# Lab 20 - Hierarchical Clustering

We will look at two datasets today as we study hierarchical clustering. 

## Clustering the Iris data

The first is the [iris dataset](https://en.wikipedia.org/wiki/Iris_flower_data_set), which contains 50 samples each of 3 types of irises (Iris setosa, Iris virginica and Iris versicolor). The 4 measurements for each iris are the length and width (in cm) of the [sepals](https://en.wikipedia.org/wiki/Sepal) and petals.

The iris dataset is included in the sci-kit learn package, so we can load it from there.

In [None]:
import pandas as pd
import matplotlib.pyplot as plt
import seaborn as sns

import scipy.cluster.hierarchy as shc

from sklearn.preprocessing import MinMaxScaler

from sklearn.cluster import AgglomerativeClustering

from sklearn.metrics import confusion_matrix

from sklearn import datasets

%matplotlib inline
pd.set_option("display.max_columns", None)

As with the Boston housing dataset, we can load the iris dataset from sci-kit learn. The iris dataset is also in dictionary format.

In [None]:
iris_dict = datasets.load_iris()
iris_dict

Type `iris_dict.keys()` to see what is included in the dataset.

Create a dataframe from the dictionary:

In [None]:
iris = pd.DataFrame(iris_dict.data, columns = iris_dict.feature_names)
iris.head()

Display your new dataset.

Since we will compare the rows using the Euclidean distance, we should scale all columns to be between 0 and 1. Do this below, storing the scaled data in the variable `iris_scaled` (see Lab 19).

Next we will plot a dendrogram (tree) of the distances between the irises.

In [None]:
plt.figure(figsize=(10, 7)) 
plt.title("Dendrograms") 
dend = shc.dendrogram(shc.linkage(iris_scaled, method='average'))

We can only plot the tree with the scipy package, so we need to use its linkage (clustering) function to produce the tree in a compatible format.

However, it is easier to use the sklearn package implementation for all other analysis.

In [None]:
cluster = AgglomerativeClustering(n_clusters=3, affinity='euclidean', linkage='average') 
clusters = cluster.fit_predict(iris_scaled)
clusters

Add the clusters to the `iris` dataframe as a new column.

To see how our clustering did, let's create a scatter plot of two of the columns in iris (your choice of columns), colored by the cluster.

How well do you think the clustering algorithm worked from this graph?

Let's compare it with the same plot, colored by the true type of iris.

First, add a new column to the `iris` dataframe with the `target` data in the dictionary.

Next, plot the same two variables as above, colored by the true type of iris.

How do your two plots compare? What happens if you try a different pair of variables?

We can also use a confusion matrix to compare the predicted clusters with the real ones. Try it below.

What is the accuracy of this clustering method?

What happens if you try Ward linkage instead?
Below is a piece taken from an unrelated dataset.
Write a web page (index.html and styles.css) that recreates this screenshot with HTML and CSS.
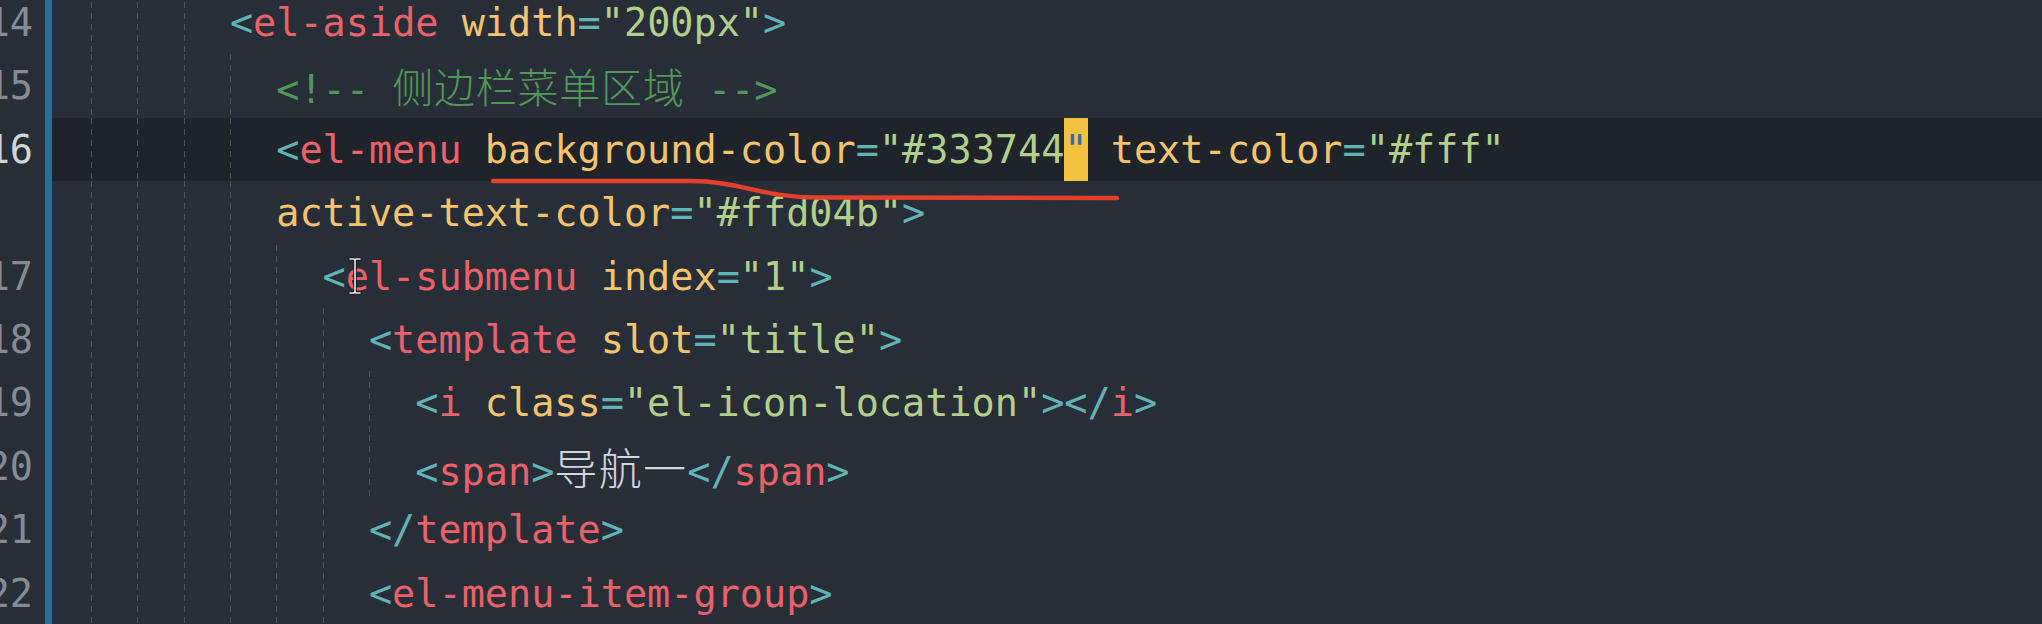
FILE: index.html
```html
<!DOCTYPE html>
<html lang="en">
<head>
  <meta charset="UTF-8">
  <title>Editor</title>
  <link rel="stylesheet" href="styles.css">
</head>
<body>
<div class="editor">
  <div class="gutter">
    <div class="ln">14</div>
    <div class="ln">15</div>
    <div class="ln current">16</div>
    <div class="ln"></div>
    <div class="ln">17</div>
    <div class="ln">18</div>
    <div class="ln">19</div>
    <div class="ln">20</div>
    <div class="ln">21</div>
    <div class="ln">22</div>
  </div>

  <div class="code">
    <div class="row"><span class="ind first"></span><span class="ind"></span><span class="ind"></span><span class="ind"></span><span class="p">&lt;</span><span class="t">el-aside</span> <span class="a">width</span><span class="p">=</span><span class="s">"200px"</span><span class="p">&gt;</span></div>
    <div class="row"><span class="ind first"></span><span class="ind"></span><span class="ind"></span><span class="ind"></span><span class="ind r"></span><span class="c">&lt;!-- <span class="zh">侧边栏菜单区域</span> --&gt;</span></div>
    <div class="row current"><span class="ind first"></span><span class="ind"></span><span class="ind"></span><span class="ind"></span><span class="ind r"></span><span class="p">&lt;</span><span class="t">el-menu</span> <span class="a">background-color</span><span class="p">=</span><span class="s">"#333744</span><span class="cur">"</span> <span class="a">text-color</span><span class="p">=</span><span class="s">"#fff"</span></div>
    <div class="row"><span class="ind first"></span><span class="ind"></span><span class="ind"></span><span class="ind"></span><span class="ind r"></span><span class="a">active-text-color</span><span class="p">=</span><span class="s">"#ffd04b"</span><span class="p">&gt;</span></div>
    <div class="row"><span class="ind first"></span><span class="ind"></span><span class="ind"></span><span class="ind"></span><span class="ind r"></span><span class="ind"></span><span class="p">&lt;</span><span class="t">el-submenu</span> <span class="a">index</span><span class="p">=</span><span class="s">"1"</span><span class="p">&gt;</span></div>
    <div class="row"><span class="ind first"></span><span class="ind"></span><span class="ind"></span><span class="ind"></span><span class="ind r"></span><span class="ind"></span><span class="ind r"></span><span class="p">&lt;</span><span class="t">template</span> <span class="a">slot</span><span class="p">=</span><span class="s">"title"</span><span class="p">&gt;</span></div>
    <div class="row"><span class="ind first"></span><span class="ind"></span><span class="ind"></span><span class="ind"></span><span class="ind r"></span><span class="ind"></span><span class="ind r"></span><span class="ind"></span><span class="p">&lt;</span><span class="t">i</span> <span class="a">class</span><span class="p">=</span><span class="s">"el-icon-location"</span><span class="p">&gt;&lt;/</span><span class="t">i</span><span class="p">&gt;</span></div>
    <div class="row"><span class="ind first"></span><span class="ind"></span><span class="ind"></span><span class="ind"></span><span class="ind r"></span><span class="ind"></span><span class="ind r"></span><span class="ind"></span><span class="p">&lt;</span><span class="t">span</span><span class="p">&gt;</span><span class="txt">导航一</span><span class="p">&lt;/</span><span class="t">span</span><span class="p">&gt;</span></div>
    <div class="row"><span class="ind first"></span><span class="ind"></span><span class="ind"></span><span class="ind"></span><span class="ind r"></span><span class="ind"></span><span class="ind r"></span><span class="p">&lt;/</span><span class="t">template</span><span class="p">&gt;</span></div>
    <div class="row"><span class="ind first"></span><span class="ind"></span><span class="ind"></span><span class="ind"></span><span class="ind r"></span><span class="ind"></span><span class="ind r"></span><span class="p">&lt;</span><span class="t">el-menu-item-group</span><span class="p">&gt;</span></div>
  </div>
</div>

<!-- hand drawn underline from the video annotation -->
<svg class="mark" width="2042" height="624" viewBox="0 0 2042 624">
  <path d="M493 181 L690 181 C740 181 760 197 815 197.5 L1117 198" fill="none" stroke="#e43f2b" stroke-width="4.5" stroke-linecap="round"/>
</svg>

<!-- mouse text cursor -->
<svg class="ibeam" width="20" height="38" viewBox="0 0 20 38">
  <path d="M5 2 H9 L10 3 L11 2 H15 M10 3 V35 M5 36 H9 L10 35 L11 36 H15" fill="none" stroke="#1b1e22" stroke-width="3.5" stroke-linecap="round"/>
  <path d="M5 2 H9 L10 3 L11 2 H15 M10 3 V35 M5 36 H9 L10 35 L11 36 H15" fill="none" stroke="#e9eaec" stroke-width="1.6" stroke-linecap="round"/>
</svg>
</body>
</html>
```

FILE: styles.css
```css
body {
  margin: 0;
  padding: 0;
  background: #282e37;
  font-family: "DejaVu Sans Mono", "Noto Sans CJK SC", monospace;
  font-size: 38.5px;
  overflow: hidden;
}
.editor {
  display: flex;
  margin-top: -9px;
  height: 640px;
}
.gutter {
  width: 44.5px;
  flex: none;
  overflow: hidden;
  box-sizing: border-box;
  padding-right: 11.5px;
  text-align: right;
  color: #858c93;
}
.ln {
  height: 63.4px;
  line-height: 63.4px;
  white-space: nowrap;
  direction: rtl;
}
.ln.current {
  color: #d2d5d8;
}
.code {
  flex: 1;
  background: linear-gradient(#2c6c97, #2c6c97) left top / 7px 100% no-repeat;
}
.row {
  height: 63.4px;
  line-height: 63.4px;
  white-space: pre;
  color: #d8dce0;
}
.row.current {
  background: linear-gradient(to right, transparent 7px, #1f242b 7px);
}
/* indent guides, one per 2 columns */
.ind {
  display: inline-block;
  width: 2ch;
  height: 63.4px;
  vertical-align: top;
  background: repeating-linear-gradient(to bottom, #4b525b 0 6px, transparent 6px 11px) left top / 1px 100% no-repeat;
}
.ind.r {
  background-image: repeating-linear-gradient(to bottom, #67434f 0 6px, transparent 6px 11px);
}
.ind.first {
  background: none;
}
.p { color: #62b3b5; }
.t { color: #ea6169; }
.a { color: #f3c470; }
.s { color: #b2cf8c; }
.c { color: #52975a; }
.zh {
  font-family: "Noto Sans CJK SC", sans-serif;
  font-weight: 300;
  font-size: 41px;
  letter-spacing: 0.8px;
}
.txt {
  font-family: "Noto Sans CJK SC", sans-serif;
  font-weight: 300;
  font-size: 43px;
  letter-spacing: 1.3px;
  color: #d3d6da;
}
.cur {
  display: inline-block;
  vertical-align: top;
  height: 63.4px;
  background: #f2c13d;
  color: #3566c4;
}
.mark {
  position: absolute;
  left: 0;
  top: 0;
  pointer-events: none;
}
.ibeam {
  position: absolute;
  left: 345px;
  top: 257px;
  pointer-events: none;
}
```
### Clustering labor market data

The Federal Reserve Bank of New York has information about the labor market for recent college graduates [here](https://www.newyorkfed.org/research/college-labor-market/college-labor-market_compare-majors.html).

The data in this table can be downloaded as an Excel file at the bottom of the page. If you open this file in Excel, you can save the last table as a CSV file. Alternatively, download the data as a CSV file from the course website.

Open the CSV file in Jupyter or another text editor to see if there are extra lines that need to be accounted for when reading it in. Recall that `read_csv()` has the optional parameters `skiprows` and `skipfooter` (ignore the warnings this parameter generates).

Additionally, set the index to be the `Major` column.

Recall we can look at the types of the columns using the pattern `df.dtypes`. 

In [None]:
labor.dtypes

Which two columns are not numerical types (integers or floats)? Can you guess why?

The following code removes the commas and converts the type to float.

In [None]:
labor["Median Wage Early Career"] = labor["Median Wage Early Career"].str.replace(",","").astype(float)
labor["Median Wage Mid-Career"] = labor["Median Wage Mid-Career"].str.replace(",","").astype(float)

Check that the columns all have a numerical type.

Scale the data in each column to be between 0 and 1.

We can put the scaled data back into a dataframe:

In [None]:
labor_scaled = pd.DataFrame(labor_scaled, columns = labor.columns, index = labor.index)
labor_scaled

Plot the dendrogram using Ward linkage. To label the leaves as the majors, add the parameter `labels = labor_scaled.index` to the `dendrogram()` function. 

You might also want to increase the leaf font size using the optional parameter `leaf_font_size`.

What do you notice about the tree? Do the relationships of the leaves make sense?

Let's compute the cluster using sklearn.

Add the predicted clusters as a column to the `labor` dataframe.

Check the clusters by using a filter to display only the rows in that cluster. Do the clusters make sense?